NuoDB Insights Components
NuoDB Insights consists of three logical elements: collect, share, and act. The foundation of Insights, NuoDB Collection Agent (NuoCA) is a process that runs on each NuoDB node and gathers near real-time monitoring and event data on NuoDB and the system it runs on.
NuoCA augments data it collects from NuoDB processes and logfiles with system data collected using the open source monitoring tool Zabbix. Among the data collected are life cycle events (starting and stopping of processes), domain information, and data from the NuoDB the SQListener information to get details on the work in the system.
NuoCA is a pipeline architecture with three distinct stages: Input, Transform, Output. Information is collected by the input stage, then flows to the Transform stage, then flows to the Output stage. NuoCA also has a flexible plugin architecture. Plugins types are “input,” “transform” or “output.” Insights plug-ins have an open architecture, making it possible for anyone to extend the system with additional transformation or integration plug-ins by adding to the NuoCA project on GitHub.
NuoCA can send the monitoring data to different destinations via different communication methods. NuoCA output can be stored on-premises or sent to a hosted service. Standard communication using HTTP and https connections are supported, but alternative options including Elasticsearch and Kafka publisher are also provided.
By supporting standards-based communication, NuoCA allows integration with existing monitoring and management tools such as SUMO Logic, CA Application Performance Management, or SolarWinds. Those tools provide facilities to analyze, visualize, and act on the data.
Additionally, the data can be sent to any time series engines, such as ElasticSearch or InfluxDB for further analysis and action. Once stored, the data can be accessed with many tools, for example, to generate dashboards, network diagrams and so forth. NuoDB offers a free, hosted service for monitoring data, using ElasticSearch and Grafana. Your unique URL for this dashboard is provided when Insights is enabled. The figure below shows an overview of the Insights components.
Below is an overview of the default NuoDB Insights dashboard. The examples below discuss the systems configuration, details on SQL operations, and system resources.
NuoDB Insights provides an aggregate view of a running NuoDB configuration mapped in time. Active configuration data helps in gaining control of the lifecycle management in the cloud and on-premise. The data points can be used to assess the health of the configuration, identify usage patterns, and adjust it where needed.
The illustration below shows a view of a NuoDB Domain running two Transaction Engines (TEs) and two Storage Managers (SMs); this is a redundant configuration that will continue to operate even when (for example) an SM is stopped. When information on location is provided, you can see where the machines are running: for example, in your data center and in a cloud environment such as AWS. The line at the bottom of the graph (2) shows that the configuration has been unchanged for the last seven days (3).

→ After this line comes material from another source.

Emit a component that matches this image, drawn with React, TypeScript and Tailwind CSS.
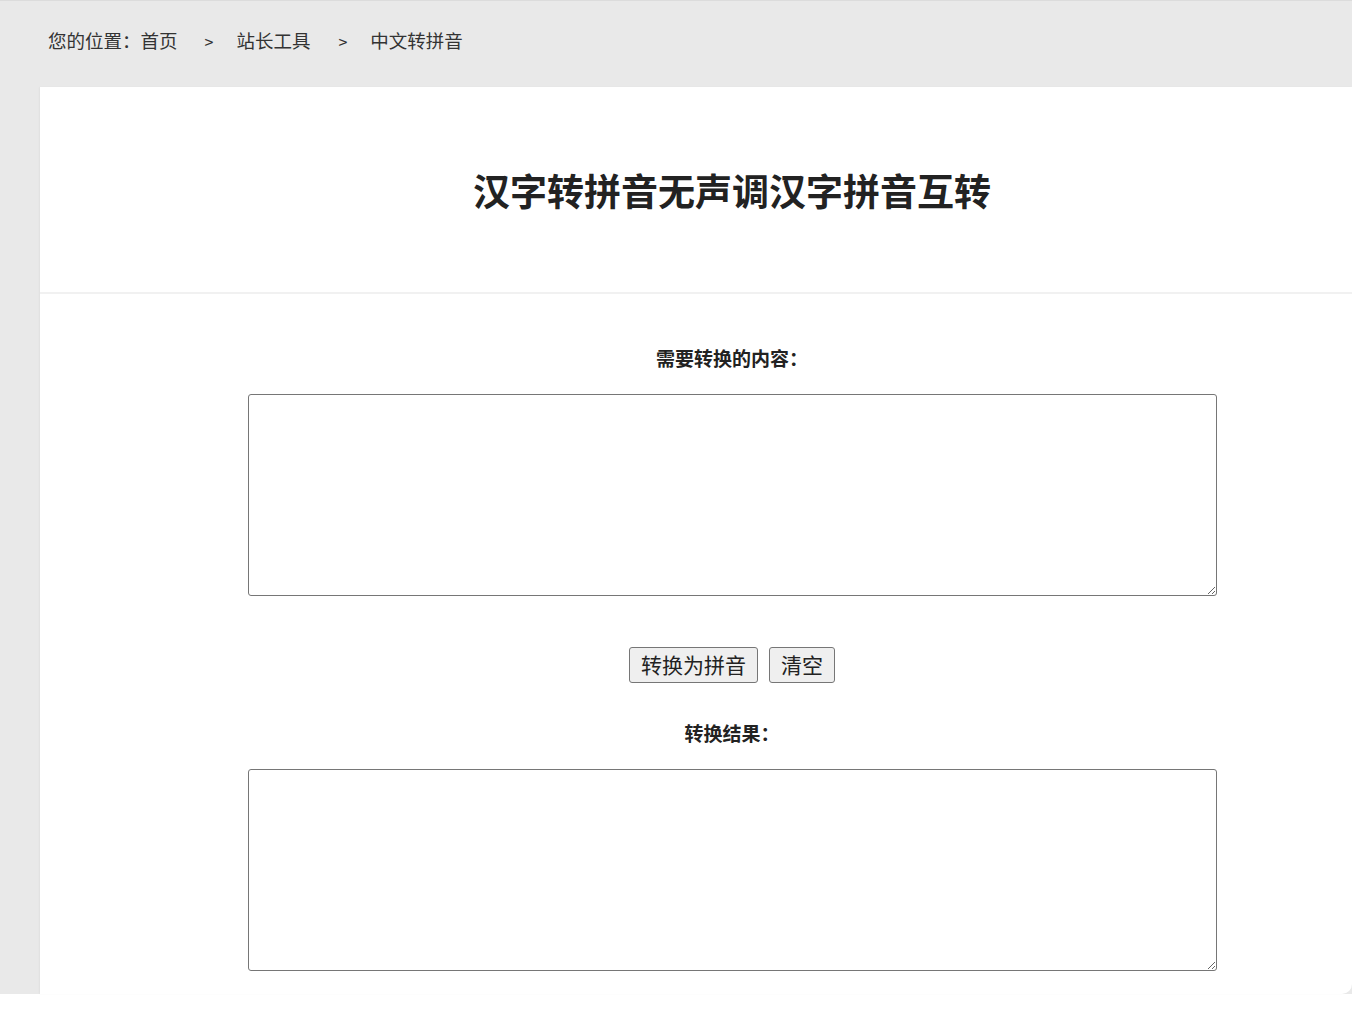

The dashboard allows you to zoom in and out on the timeline to get a general overview or very detailed data over time.
The graph below shows a more detailed view of what work the database is doing. The panel shows the number of database commits for all system processes. At this time only node 4, a TE, is performing work, processing about 60 commits per second.

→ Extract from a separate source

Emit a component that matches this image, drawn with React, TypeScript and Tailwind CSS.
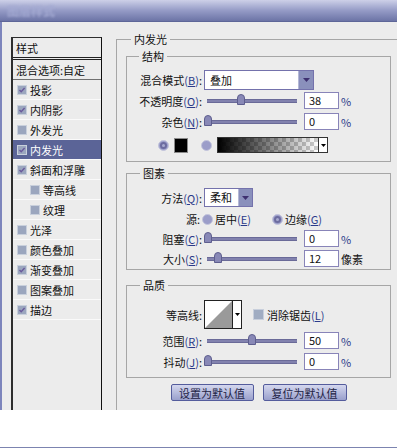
import React from "react";

const K = ({ k }: { k: string }) => (
  <span className="text-[#2b3a8a]">
    (<span className="underline underline-offset-[1px]">{k}</span>)
  </span>
);

function Check({ checked }: { checked?: boolean }) {
  return (
    <div className="w-[10px] h-[10px] shrink-0 bg-[#9ba6be] border border-[#c9d0dc] flex items-center justify-center">
      {checked && (
        <svg width="8" height="8" viewBox="0 0 8 8">
          <path d="M1.5 4 L3.2 5.8 L6.6 2" stroke="#6a5a9c" strokeWidth="1.4" fill="none" />
        </svg>
      )}
    </div>
  );
}

function Radio({ on }: { on?: boolean }) {
  return (
    <div className="w-[11px] h-[11px] shrink-0 rounded-full bg-[#9b9dc9] border border-[#c3c5dc] flex items-center justify-center">
      {on && <div className="w-[7px] h-[7px] rounded-full border-2 border-[#6c6ca0] bg-[#a8aad0]" />}
    </div>
  );
}

function Slider({ left }: { left: number }) {
  return (
    <div className="relative ml-[2px] w-[96px] h-[17px] flex items-center">
      <div className="ml-[3px] w-[90px] h-[4px] bg-[#8282ae] border-y border-[#6a6a98]" />
      <div
        className="absolute top-[2px] w-[8px] h-[11px] rounded-t-[4px] bg-[#8888b6] border border-[#5e5e8e]"
        style={{ left }}
      />
    </div>
  );
}

function Input({ v }: { v: string }) {
  return (
    <div className="ml-[4px] w-[35px] h-[17px] bg-white border border-[#8884b8] pl-[4px] text-[11px] leading-[15px] text-[#111]">
      {v}
    </div>
  );
}

function ListRow({
  label,
  checked,
  sub,
  selected,
}: {
  label: string;
  checked?: boolean;
  sub?: boolean;
  selected?: boolean;
}) {
  return (
    <div
      className={
        "h-[20px] border-b border-[#fafafa] flex items-center " +
        (sub ? "pl-[17px] " : "pl-[4px] ") +
        (selected ? "bg-[#5b6497] text-white" : "text-[#111]")
      }
    >
      <Check checked={checked} />
      <span className="ml-[3px]">{label}</span>
    </div>
  );
}

export default function App() {
  return (
    <div className="w-[397px] h-[448px] bg-white overflow-hidden relative font-['Noto_Sans_CJK_SC',sans-serif] text-[11px] leading-[16px] text-[#111]">
      {/* title bar */}
      <div className="h-[22px] bg-gradient-to-b from-[#cdd0e8] via-[#959bc6] to-[#6c74a6] border-b border-[#5e6698] flex items-center pl-[7px]">
        <span className="text-[12px] font-bold text-[#a4aad2] blur-[0.8px]">图层样式</span>
      </div>

      {/* body */}
      <div className="h-[388px] bg-[#ececec] border-l-2 border-[#7d85bc] flex overflow-hidden">
        {/* left list */}
        <div className="ml-[9px] mt-[15px] w-[91px] h-[400px] shrink-0 border border-l-2 border-[#2e2e2e] border-r-[#111] bg-[#ececec]">
          <div className="h-[22px] pl-[3px] flex items-center border-b-[3px] border-double border-[#222]">样式</div>
          <div className="h-[20px] pl-[3px] flex items-center border-b border-[#707070]">混合选项:自定</div>
          <ListRow label="投影" checked />
          <ListRow label="内阴影" checked />
          <ListRow label="外发光" />
          <ListRow label="内发光" checked selected />
          <ListRow label="斜面和浮雕" checked />
          <ListRow label="等高线" sub />
          <ListRow label="纹理" sub />
          <ListRow label="光泽" />
          <ListRow label="颜色叠加" />
          <ListRow label="渐变叠加" checked />
          <ListRow label="图案叠加" />
          <ListRow label="描边" checked />
        </div>

        {/* right panel */}
        <fieldset className="ml-[14px] mt-[9px] w-[300px] h-[420px] shrink-0 border border-[#a6a6a6] pl-[9px] pt-[1px]">
          <legend className="ml-[5px] px-[3px] leading-[16px]">内发光</legend>

          {/* 结构 */}
          <fieldset className="w-[265px] border border-[#a6a6a6] pt-[6px] pb-[8px]">
            <legend className="ml-[12px] px-[3px] leading-[16px]">结构</legend>
            <div className="h-[20px] flex items-center">
              <div className="w-[75px] text-right">
                混合模式<K k="B" />:
              </div>
              <div className="ml-[2px] w-[110px] h-[20px] bg-white border border-[#7472ac] flex">
                <div className="flex-1 pl-[5px] leading-[18px]">叠加</div>
                <div className="w-[15px] h-full bg-[#8a90bc] border-l border-[#b4b8d6] flex items-center justify-center">
                  <svg width="7" height="4" viewBox="0 0 7 4">
                    <path d="M0 0 H7 L3.5 4 Z" fill="#3e3070" />
                  </svg>
                </div>
              </div>
            </div>
            <div className="mt-[2px] h-[17px] flex items-center">
              <div className="w-[75px] text-right">
                不透明度<K k="O" />:
              </div>
              <Slider left={33} />
              <Input v="38" />
              <span className="ml-[2px] text-[#2b3a8a]">%</span>
            </div>
            <div className="mt-[4px] h-[17px] flex items-center">
              <div className="w-[75px] text-right">
                杂色<K k="N" />:
              </div>
              <Slider left={0} />
              <Input v="0" />
              <span className="ml-[2px] text-[#2b3a8a]">%</span>
            </div>
            <div className="mt-[7px] h-[16px] flex items-center pl-[31px]">
              <Radio on />
              <div className="ml-[5px] w-[14px] h-[15px] bg-black border border-[#8a8a8a]" />
              <div className="ml-[13px]">
                <Radio />
              </div>
              <div className="ml-[5px] w-[111px] h-[16px] border border-[#333] bg-white flex">
                <svg width="100" height="14" className="block">
                  <defs>
                    <pattern id="chk" width="8" height="8" patternUnits="userSpaceOnUse">
                      <rect width="8" height="8" fill="#ffffff" />
                      <rect width="4" height="4" fill="#cccccc" />
                      <rect x="4" y="4" width="4" height="4" fill="#cccccc" />
                    </pattern>
                    <linearGradient id="fade" x1="0" x2="1" y1="0" y2="0">
                      <stop offset="0" stopColor="#000" stopOpacity="1" />
                      <stop offset="1" stopColor="#000" stopOpacity="0" />
                    </linearGradient>
                  </defs>
                  <rect width="100" height="14" fill="url(#chk)" />
                  <rect width="100" height="14" fill="url(#fade)" />
                </svg>
                <div className="flex-1 border-l border-[#333] bg-white flex items-center justify-center">
                  <svg width="5" height="3" viewBox="0 0 5 3">
                    <path d="M0 0 H5 L2.5 3 Z" fill="#000" />
                  </svg>
                </div>
              </div>
            </div>
          </fieldset>

          {/* 图素 */}
          <fieldset className="mt-[3px] w-[265px] border border-[#a6a6a6] pt-[7px] pb-[2px]">
            <legend className="ml-[13px] px-[3px] leading-[16px]">图素</legend>
            <div className="h-[19px] flex items-center">
              <div className="w-[75px] text-right">
                方法<K k="Q" />:
              </div>
              <div className="ml-[2px] w-[49px] h-[19px] bg-white border border-[#7472ac] flex">
                <div className="flex-1 pl-[5px] leading-[17px]">柔和</div>
                <div className="w-[14px] h-full bg-[#8a90bc] border-l border-[#b4b8d6] flex items-center justify-center">
                  <svg width="7" height="4" viewBox="0 0 7 4">
                    <path d="M0 0 H7 L3.5 4 Z" fill="#3e3070" />
                  </svg>
                </div>
              </div>
            </div>
            <div className="mt-[5px] h-[14px] flex items-center">
              <div className="w-[73px] text-right">源:</div>
              <div className="ml-[2px]">
                <Radio />
              </div>
              <span className="ml-[2px] w-[55px]">
                居中<K k="E" />
              </span>
              <div className="ml-[2px]">
                <Radio on />
              </div>
              <span className="ml-[2px]">
                边缘<K k="G" />
              </span>
            </div>
            <div className="mt-[4px] h-[17px] flex items-center">
              <div className="w-[75px] text-right">
                阻塞<K k="C" />:
              </div>
              <Slider left={0} />
              <Input v="0" />
              <span className="ml-[2px] text-[#2b3a8a]">%</span>
            </div>
            <div className="mt-[3px] h-[17px] flex items-center">
              <div className="w-[75px] text-right">
                大小<K k="S" />:
              </div>
              <Slider left={10} />
              <Input v="12" />
              <span className="ml-[2px]">像素</span>
            </div>
          </fieldset>

          {/* 品质 */}
          <fieldset className="mt-[7px] w-[265px] border border-[#a6a6a6] pt-[7px] pb-[7px]">
            <legend className="ml-[13px] px-[3px] leading-[16px]">品质</legend>
            <div className="h-[29px] flex items-center">
              <div className="w-[75px] text-right">等高线:</div>
              <div className="ml-[2px] w-[38px] h-[29px] border border-[#222] bg-white flex">
                <svg width="27" height="27" className="block">
                  <polygon points="0,27 27,0 27,27" fill="#9a9a9a" />
                </svg>
                <div className="flex-1 border-l border-[#222] flex items-center justify-center">
                  <svg width="5" height="3" viewBox="0 0 5 3">
                    <path d="M0 0 H5 L2.5 3 Z" fill="#000" />
                  </svg>
                </div>
              </div>
              <div className="ml-[11px] w-[11px] h-[11px] bg-[#a0acc2] border border-[#c8cfdc]" />
              <span className="ml-[3px]">
                消除锯齿<K k="L" />
              </span>
            </div>
            <div className="mt-[3px] h-[17px] flex items-center">
              <div className="w-[75px] text-right">
                范围<K k="R" />:
              </div>
              <Slider left={44} />
              <Input v="50" />
              <span className="ml-[2px] text-[#2b3a8a]">%</span>
            </div>
            <div className="mt-[4px] h-[17px] flex items-center">
              <div className="w-[75px] text-right">
                抖动<K k="J" />:
              </div>
              <Slider left={0} />
              <Input v="0" />
              <span className="ml-[2px] text-[#2b3a8a]">%</span>
            </div>
          </fieldset>

          <div className="mt-[6px] w-[265px] flex justify-center gap-[9px]">
            <div className="w-[83px] h-[17px] rounded-[2px] border border-[#545c9c] bg-gradient-to-b from-[#d4d7ee] to-[#9aa0cc] flex items-center justify-center text-[#222244]">
              设置为默认值
            </div>
            <div className="w-[84px] h-[17px] rounded-[2px] border border-[#545c9c] bg-gradient-to-b from-[#d4d7ee] to-[#9aa0cc] flex items-center justify-center text-[#222244]">
              复位为默认值
            </div>
          </div>
        </fieldset>
      </div>

      {/* bottom */}
      <div className="mt-[37px] h-px bg-[#7c84b0]" />
    </div>
  );
}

The database activity shown below is generated by 93 client connections, across two TEs. The connections to the processes have been stable over time, but are skewed; one TE has 80 of the 93 connections. This configuration works well, however, typically you’d be looking for a more balanced distribution of connections across TEs.
NuoDB Insights is set up to capture NuoDB-specific data, yet generic enough to enrich it with application-provided data for a complete view. Collecting application data points can be done by having the application write data to a log file, and then configure the NuoCA LogStash Input Plugin to collect from that log file in near real time.
NuoDB Insights also helps to understand the utilization of hardware infrastructure components such as CPU, memory, and disk. These data points are collected to help to ensure the correct operating environment for the solution. Key metrics such as disk capacity, memory usage, and CPU consumption are collected.
The graph below displays the CPU usage of a particular node, a TE, for a 25 minute time interval. Typically the performance from a TE is CPU-bound. The data shows that the TE CPU consumption has few fluctuations, and there’s available capacity to do more work.
The graph below shows the memory used by the same TE, over the same timeframe. Memory usage for the node shows little variation providing another data point that the use of system resources is within an acceptable range.
Viewing system data points such as CPU consumption and memory usage complements alerts from the database to help to assess if the hardware configuration supports a healthy environment for NuoDB.
Distributed systems such as NuoDB increase the need for aggregated monitoring data to give DBAs and operations team visibility in — and control over — a configuration. NuoDB Insights provides a standard way to collect, share, and act on monitoring from NuoDB. Insights can integrate with existing monitoring tools and provides an open architecture to add additional integration points using plug-ins. The dashboard discussed in this article only shows a small part of the data that is collected by NuoCA, In upcoming releases, we’ll add information on the database activity (TPS, rollbacks, inserts, updates), system data points, and communication data.